The scene plays out every Friday and Saturday, with a handful of GIs almost always there. One wrong soldier strolling in with the straight kids could make Brett forget his painful decision to remain in the combat arms. In March he spotted a sergeant from Fort Carson prowling the bar. He kept his distance from his date all night: no close dancing, no holding hands, definitely no making out. But the sergeant was back the next week and several more times, and it has really started to piss Brett off.

"Five weeks he's been showing up there, and he won't make a frigging move on anyone," he says. "I'm not moving till he does." And months later, toward the end of May, three Air Force sergeants from Marine captain Alex's unit showed up for after hours.

The after-hours mixed club raises the same puzzling questions as the Thursday Night Club, but ratchets up the stakes several notches. With so many opportunities available for anonymous gay sex, why would the men possibly risk this?

"Personal happiness," Alex explains. "Optimism for meeting somebody that I can't bear to be more than 2 feet away from.

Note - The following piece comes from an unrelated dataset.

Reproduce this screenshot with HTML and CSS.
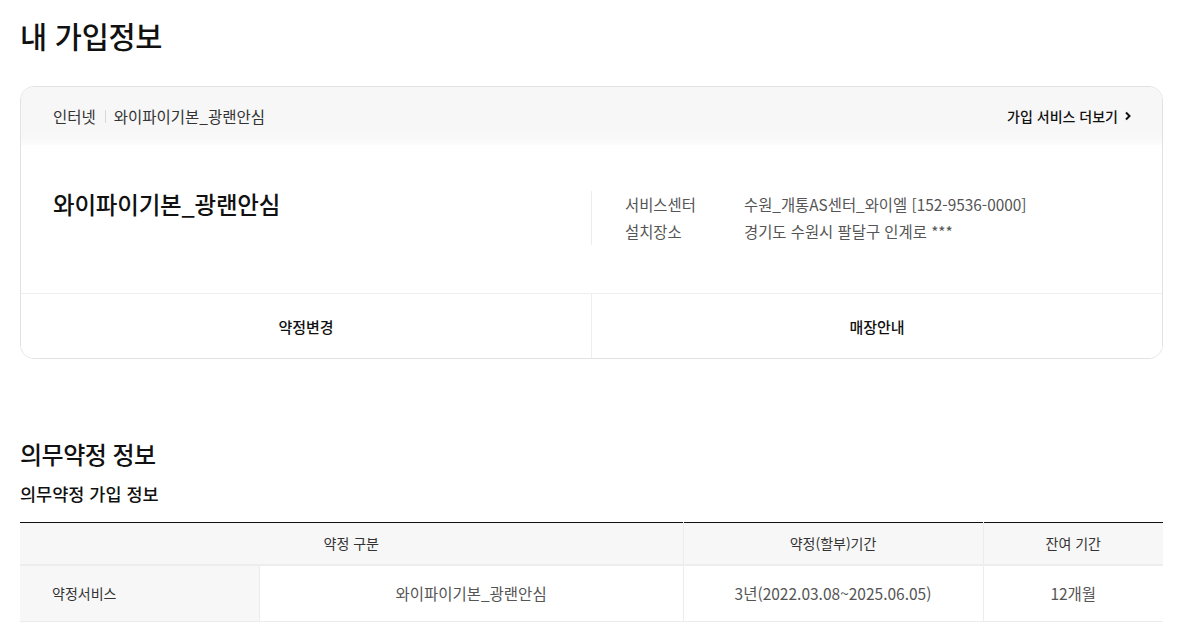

Finding a soul mate." Sex is the easy part. Ironically, Brett, Alex and Army captain Drake feel free to revel in all the raunchy gay sex they please. They can find it online, they can find it in Denver, they can quickly stalk Hide & Seek and drag home a trick in a manner of minutes -- it really doesn't take long in a gay bar if sex is all you're after.

Initially, sex was all they were after. They were perfectly happy with their military lifestyles and had no desire to hang out with a bunch of homos. Except for those urges, increasingly insistent urges, driving bolder and starker fantasies, which they finally had to acknowledge. All three captains put off the urges well into their late 20s. Each one finally sneaked off to a gay bar, touched a man, kissed a man, slept with a man -- and eventually returned for another. They were quick, targeted missions -- get in, get out, grab your prey and don't get caught -- the standard modus operandi of adult-onset homosexuality.

But once they satisfied those cravings, a whole new set of urges sprang to the surface. The captains have to struggle with the usual social challenges of adulthood -- finding a satisfying relationship, developing a close, supportive circle of friends, being all that they can be on the job -- from deep inside a closet. This requires a level of secrecy and deception that makes happiness in love, friendship and work virtually impossible. And, cruelly, it also makes promotion through the ranks virtually impossible.